Open your output link and scroll all the way to the right and review the Description property.

The contents are formal "xpath". When it ends in a slash, you get the whole tag. When it ends in /text(), you get the "contents" of the tag.

Ernie

Posted: Tue Dec 17, 2013 7:16 pm
by suryadev
Thank you Ernie!

So if the whole tags are retrieved , I can get the output when pulled from the DB. How do I get the whole tags, when importing do I need to select something?
as you said when I see the description it ends in /text(), please suggest how to retrieve the whole tags?
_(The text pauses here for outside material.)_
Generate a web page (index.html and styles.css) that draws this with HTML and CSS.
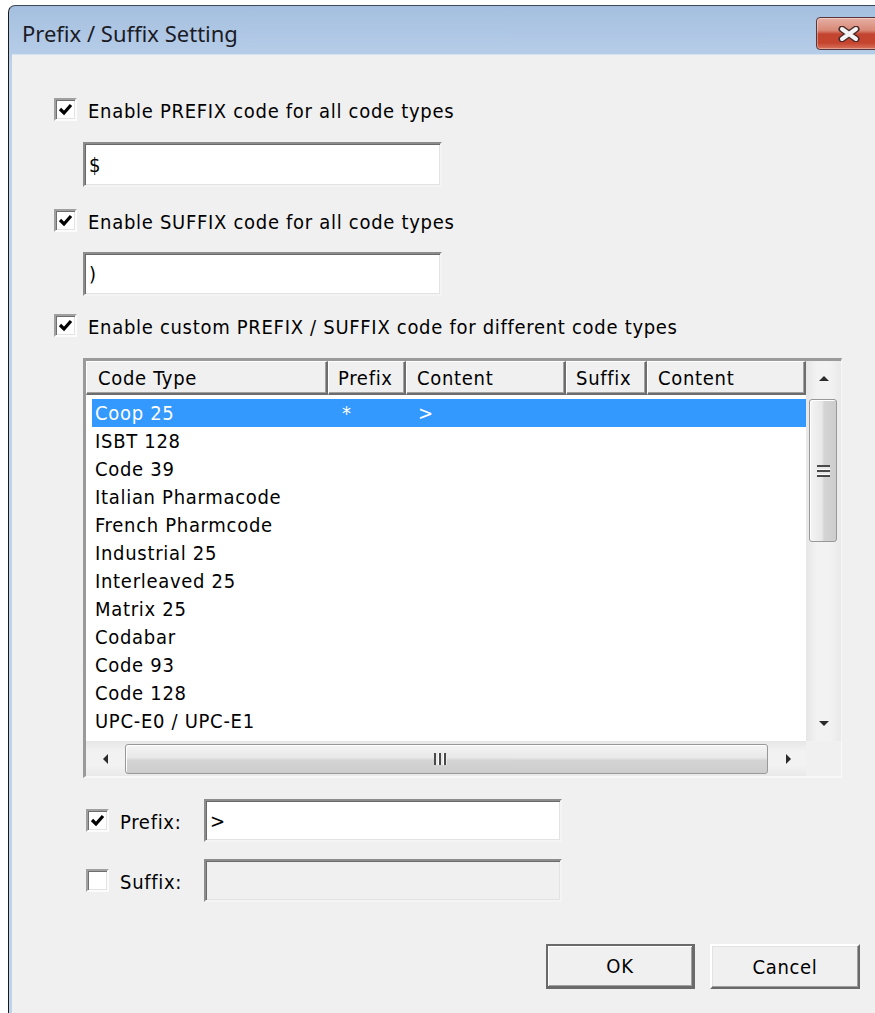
FILE: index.html
```html
<!DOCTYPE html>
<html lang="en">
<head>
<meta charset="utf-8">
<title>Prefix / Suffix Setting</title>
<link rel="stylesheet" href="styles.css">
</head>
<body>
<div class="window">
  <div class="titlebar">
    <span class="title">Prefix / Suffix Setting</span>
    <button class="close" aria-label="Close">
      <svg width="24" height="16" viewBox="0 0 24 16">
        <path d="M5 3 L19 13 M19 3 L5 13" stroke="#4a2a2a" stroke-width="7" stroke-linecap="round"/>
        <path d="M5 3 L19 13 M19 3 L5 13" stroke="#f4f4f4" stroke-width="4" stroke-linecap="round"/>
      </svg>
    </button>
  </div>

  <div class="client">
    <div class="opt opt-first">
      <span class="cb"><svg viewBox="0 0 19 19"><path d="M4 9 L8 13 L15 5" fill="none" stroke="#000" stroke-width="3.2"/></svg></span>
      <span>Enable PREFIX code for all code types</span>
    </div>
    <div class="edit edit-wide">$</div>

    <div class="opt opt-second">
      <span class="cb"><svg viewBox="0 0 19 19"><path d="M4 9 L8 13 L15 5" fill="none" stroke="#000" stroke-width="3.2"/></svg></span>
      <span>Enable SUFFIX code for all code types</span>
    </div>
    <div class="edit edit-wide edit-second">)</div>

    <div class="opt opt-third">
      <span class="cb"><svg viewBox="0 0 19 19"><path d="M4 9 L8 13 L15 5" fill="none" stroke="#000" stroke-width="3.2"/></svg></span>
      <span>Enable custom PREFIX / SUFFIX code for different code types</span>
    </div>

    <div class="list">
      <div class="list-view">
        <div class="header">
          <div class="hcell w-type">Code Type</div>
          <div class="hcell w-pre">Prefix</div>
          <div class="hcell w-pc">Content</div>
          <div class="hcell w-suf">Suffix</div>
          <div class="hcell w-sc">Content</div>
        </div>
        <div class="rows">
          <div class="row sel"><span class="c-type">Coop 25</span><span class="c-pre">*</span><span class="c-pc">&gt;</span><span class="c-suf"></span><span class="c-sc"></span></div>
          <div class="row"><span class="c-type">ISBT 128</span></div>
          <div class="row"><span class="c-type">Code 39</span></div>
          <div class="row"><span class="c-type">Italian Pharmacode</span></div>
          <div class="row"><span class="c-type">French Pharmcode</span></div>
          <div class="row"><span class="c-type">Industrial 25</span></div>
          <div class="row"><span class="c-type">Interleaved 25</span></div>
          <div class="row"><span class="c-type">Matrix 25</span></div>
          <div class="row"><span class="c-type">Codabar</span></div>
          <div class="row"><span class="c-type">Code 93</span></div>
          <div class="row"><span class="c-type">Code 128</span></div>
          <div class="row"><span class="c-type">UPC-E0 / UPC-E1</span></div>
          <div class="row"><span class="c-type">UPC-A with addon</span></div>
        </div>
      </div>

      <div class="vscroll">
        <div class="sb-btn"><span class="arr arr-up"></span></div>
        <div class="v-track">
          <div class="v-thumb"><span class="grip-h"></span></div>
        </div>
        <div class="sb-btn"><span class="arr arr-down"></span></div>
      </div>

      <div class="hscroll">
        <div class="sb-btn-h"><span class="arr arr-left"></span></div>
        <div class="h-thumb"><span class="grip-v"></span></div>
        <div class="sb-btn-h"><span class="arr arr-right"></span></div>
      </div>
      <div class="corner"></div>
    </div>

    <div class="field field-prefix">
      <span class="cb"><svg viewBox="0 0 19 19"><path d="M4 9 L8 13 L15 5" fill="none" stroke="#000" stroke-width="3.2"/></svg></span>
      <span class="field-label">Prefix:</span>
      <div class="edit edit-field">&gt;</div>
    </div>
    <div class="field field-suffix">
      <span class="cb"></span>
      <span class="field-label">Suffix:</span>
      <div class="edit edit-field disabled"></div>
    </div>

    <div class="buttons">
      <button class="btn btn-default">OK</button>
      <button class="btn">Cancel</button>
    </div>
  </div>
</div>
</body>
</html>
```

FILE: styles.css
```css
html, body {
  margin: 0;
  padding: 0;
  background: #ffffff;
  overflow: hidden;
}

body {
  font-family: "DejaVu Sans Condensed", "DejaVu Sans", sans-serif;
  font-size: 20px;
  letter-spacing: 0.7px;
  color: #000;
}

/* Window frame */
.window {
  margin: 5px 0 0 8px;
  width: 900px;
  height: 1020px;
  box-sizing: border-box;
  border-top: 1px solid #3c4a5a;
  border-left: 1px solid #1a1a1a;
  border-top-left-radius: 7px;
  background: linear-gradient(#a4bfdf 0px, #b6cde8 48px, #bcd3eb 60px, #bcd3eb 100%);
  display: flex;
  flex-direction: column;
}

.titlebar {
  height: 48px;
  flex: none;
  display: flex;
  align-items: center;
  padding-left: 13px;
}

.title {
  font-family: "Noto Sans", "Open Sans", sans-serif;
  font-size: 22px;
  color: #1b1b26;
  letter-spacing: 0;
  margin-top: 6px;
}

.close {
  margin-left: auto;
  margin-right: 26px;
  margin-top: 7px;
  width: 66px;
  height: 33px;
  padding: 0;
  border: 1px solid #5a3436;
  border-radius: 4px;
  background: linear-gradient(#e6b0a5 0%, #d88876 40%, #c24430 52%, #c5442e 80%, #d8735c 100%);
  box-shadow: inset 0 0 0 1px rgba(255, 255, 255, 0.35);
  display: flex;
  align-items: center;
  justify-content: center;
}

.close svg {
  display: block;
}

/* Client area */
.client {
  flex: 1;
  margin: 0 3px;
  border-top: 1px solid #d6e3f1;
  background: #f0f0f0;
  display: flex;
  flex-direction: column;
  align-items: flex-start;
  padding-left: 42px;
}

/* Check boxes */
.cb {
  width: 23px;
  height: 23px;
  flex: none;
  box-sizing: border-box;
  background: #fff;
  border: 2px solid;
  border-color: #a0a0a0 #fcfcfc #fcfcfc #a0a0a0;
  box-shadow: inset 1px 1px 0 #6f6f6f, inset -1px -1px 0 #e3e3e3;
  display: flex;
}

.cb svg {
  width: 19px;
  height: 19px;
}

.opt {
  display: flex;
  align-items: center;
  gap: 11px;
  height: 23px;
}

.opt span:last-child {
  padding-top: 2px;
}

.opt-first { margin-top: 43px; }
.opt-second { margin-top: 22px; }
.opt-third { margin-top: 18px; }

/* Edit boxes */
.edit {
  box-sizing: border-box;
  background: #fff;
  border: 2px solid;
  border-color: #8c8c8c #f4f4f4 #f4f4f4 #8c8c8c;
  box-shadow: inset 1px 1px 0 #6a6a6a, inset -1px -1px 0 #e3e3e3;
  padding: 0 0 0 4px;
  display: flex;
  align-items: center;
  line-height: 1;
}

.edit-wide {
  width: 359px;
  height: 45px;
  margin-top: 21px;
  margin-left: 29px;
}

.edit-second {
  height: 44px;
  margin-top: 20px;
}

.edit-field {
  width: 358px;
  height: 43px;
  margin-left: auto;
}

.edit.disabled {
  background: #f0f0f0;
}

/* List view */
.list {
  margin-top: 21px;
  margin-left: 29px;
  display: grid;
  grid-template-columns: 720px 35px;
  grid-template-rows: 380px 35px;
  border-style: solid;
  border-width: 3px 1px 2px 3px;
  border-color: #9a9a9a #f8f8f8 #f8f8f8 #9a9a9a;
  background: #fff;
}

.list-view {
  overflow: hidden;
  background: #fff;
}

.header {
  display: flex;
  height: 34px;
  background: #f0f0f0;
}

.hcell {
  box-sizing: border-box;
  height: 34px;
  border-style: solid;
  border-width: 1px 2px 2px 1px;
  border-color: #ffffff #6d6d6d #6d6d6d #ffffff;
  box-shadow: inset -1px -1px 0 #a0a0a0;
  padding-left: 10px;
  display: flex;
  align-items: center;
  white-space: nowrap;
  overflow: hidden;
}

.w-type { width: 242px; padding-left: 11px; }
.w-pre { width: 78px; padding-left: 9px; }
.w-pc { width: 160px; }
.w-suf { width: 81px; padding-left: 9px; }
.w-sc { width: 159px; }

.rows {
  padding-top: 4px;
}

.row {
  display: flex;
  height: 28px;
  align-items: center;
  margin-left: 6px;
  white-space: nowrap;
}

.row.sel {
  background: #3399ff;
  color: #fff;
}

.c-type { width: 236px; padding-left: 3px; box-sizing: border-box; }
.c-pre { width: 78px; padding-left: 14px; box-sizing: border-box; }
.c-pc { width: 160px; padding-left: 12px; box-sizing: border-box; }
.c-suf { width: 81px; }
.c-sc { width: 159px; }

/* Scroll bars */
.vscroll {
  display: flex;
  flex-direction: column;
  background: linear-gradient(90deg, #e6e6e6, #f2f2f2 30%, #f2f2f2 70%, #e9e9e9);
}

.sb-btn {
  height: 36px;
  flex: none;
  display: flex;
  align-items: center;
  justify-content: center;
}

.v-track {
  flex: 1;
  padding: 2px 4px 0 3px;
}

.v-thumb {
  height: 143px;
  box-sizing: border-box;
  border: 1px solid #989898;
  border-radius: 3px;
  background: linear-gradient(90deg, #f4f4f4 0%, #e8e8e8 45%, #d4d4d4 55%, #cdcdcd 100%);
  box-shadow: inset 1px 1px 0 #fff;
  display: flex;
  align-items: center;
  justify-content: center;
}

.grip-h {
  width: 13px;
  height: 12px;
  background: repeating-linear-gradient(#4a4a4a 0 2px, #e8e8e8 2px 4px, #ffffff 4px 5px);
}

.hscroll {
  display: flex;
  align-items: stretch;
  background: linear-gradient(#e6e6e6, #f2f2f2 30%, #f2f2f2 70%, #e9e9e9);
}

.sb-btn-h {
  width: 36px;
  flex: none;
  display: flex;
  align-items: center;
  justify-content: center;
}

.sb-btn-h:first-child {
  width: 38px;
}

.h-thumb {
  flex: 1;
  margin: 3px 2px 2px 1px;
  box-sizing: border-box;
  border: 1px solid #989898;
  border-radius: 3px;
  background: linear-gradient(#f4f4f4 0%, #e8e8e8 45%, #d4d4d4 55%, #cdcdcd 100%);
  box-shadow: inset 1px 1px 0 #fff;
  display: flex;
  align-items: center;
  padding-left: 308px;
}

.grip-v {
  width: 13px;
  height: 12px;
  background: repeating-linear-gradient(90deg, #4a4a4a 0 2px, #e8e8e8 2px 4px, #ffffff 4px 5px);
}

.corner {
  background: #f0f0f0;
}

.arr {
  width: 0;
  height: 0;
  border-style: solid;
  border-color: transparent;
}

.arr-up {
  border-width: 0 5px 5px 5px;
  border-bottom-color: #2b2b2b;
  margin-top: -2px;
}

.arr-down {
  border-width: 5px 5px 0 5px;
  border-top-color: #2b2b2b;
}

.arr-left {
  border-width: 5px 5px 5px 0;
  border-right-color: #2b2b2b;
}

.arr-right {
  border-width: 5px 0 5px 5px;
  border-left-color: #2b2b2b;
}

/* Prefix / suffix fields */
.field {
  display: flex;
  align-items: center;
  width: 476px;
  margin-left: 32px;
}

.field-label {
  margin-left: 11px;
  padding-top: 2px;
}

.field-prefix {
  margin-top: 21px;
}

.field-suffix {
  margin-top: 17px;
}

/* Dialog buttons */
.buttons {
  display: flex;
  gap: 15px;
  margin-top: 42px;
  margin-left: 492px;
}

.btn {
  font-family: inherit;
  font-size: 20px;
  letter-spacing: 0.7px;
  color: #000;
  width: 150px;
  height: 45px;
  padding: 0;
  box-sizing: border-box;
  background: #f0f0f0;
  border: 2px solid;
  border-color: #ffffff #696969 #696969 #ffffff;
  box-shadow: inset -1px -1px 0 #a0a0a0, inset 1px 1px 0 #e3e3e3;
}

.btn-default {
  width: 149px;
  border: 2px solid #6a6a6a;
  border-bottom-width: 3px;
  border-right-width: 3px;
  box-shadow: inset 1px 1px 0 #ffffff, inset -1px -1px 0 #a0a0a0;
}
```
Posted: Tue Dec 17, 2013 7:22 pm
by ray.wurlod
That's where I was heading when I asked you for your xpath expressions. Ernie pre-empted me. But that's OK - the more people answering questions well, the better.

Posted: Tue Dec 17, 2013 7:52 pm
by chulett
suryadev wrote:please suggest how to retrieve the whole tags?
eostic wrote:When it ends in a slash, you get the whole tag.

Posted: Tue Dec 17, 2013 8:09 pm
by suryadev
I removed the text() after / which made the derivation ending with / but still I get the warning and the records are not passing after XML input stage.

Below are the warnings
XML input document parsing failed.
Xalan fatal error (publicId: , systemId: , line: 2, column: 2): Invalid character (Unicode: 0x0)
XML input document parsing failed.
Xalan fatal error (publicId: , systemId: , line: 1, column: 6): There are more end tags than start tags
XML input document parsing failed.
Xalan fatal error (publicId: , systemId: , line: 2, column: 1): Invalid document structure


Thanks again

Posted: Tue Dec 17, 2013 8:47 pm
by eostic
Which problem are we helping to resolve? Take my post and apply it to your working job in the very first post. That will show you how to get whole tags (what your very first post is getting) vs just the "value" of the tags (what your first post says you wanted).

Ernie

Posted: Tue Dec 17, 2013 10:21 pm
by suryadev
Actually when waiting for the solution for the issue, I tried some options and was updating the output each time I made changes.

Now I get the output from the job in first post as wanted but only when I use External source.My requirement is to get the same output when I read the CLOB field information from the table instead of reading from a sequential file.

Please let me know if I need to open a new post for this, I felt its the same parsing XML from file Vs parsing XML from table so continued....

Posted: Wed Dec 18, 2013 5:53 am
by eostic
First write a job that sends your clob to a sequential file without the xml stage. Use "none" for delimeter and quote character. Look at the resulting xml. Make sure it is clean and can be opened in your browser as well formed xml.

Once you have that working, send into your xmlInput but use the "content" option instead of the url option.

Ernie

Posted: Wed Dec 18, 2013 9:27 am
by suryadev
Thank you very much, will implement the same with two jobs.

So my assumption is XML cannot be parsed directly from the CLOB field of Table?

Posted: Wed Dec 18, 2013 9:31 am
by chulett
Ernie said no such thing. Out of curiosity, has your premium membership expired?

Posted: Wed Dec 18, 2013 10:07 am
by suryadev
The way which Ernie suggested worked for me, loaded the XML CLOB into a file and then parsed it with XML input stage but I have around 15 more transformations to do which should include CLOB column and other columns of the table.

So it needs to be a single job, that is the reason I was asking for parsing technique from the table directly.

Sorry for the confusion, hope you understand!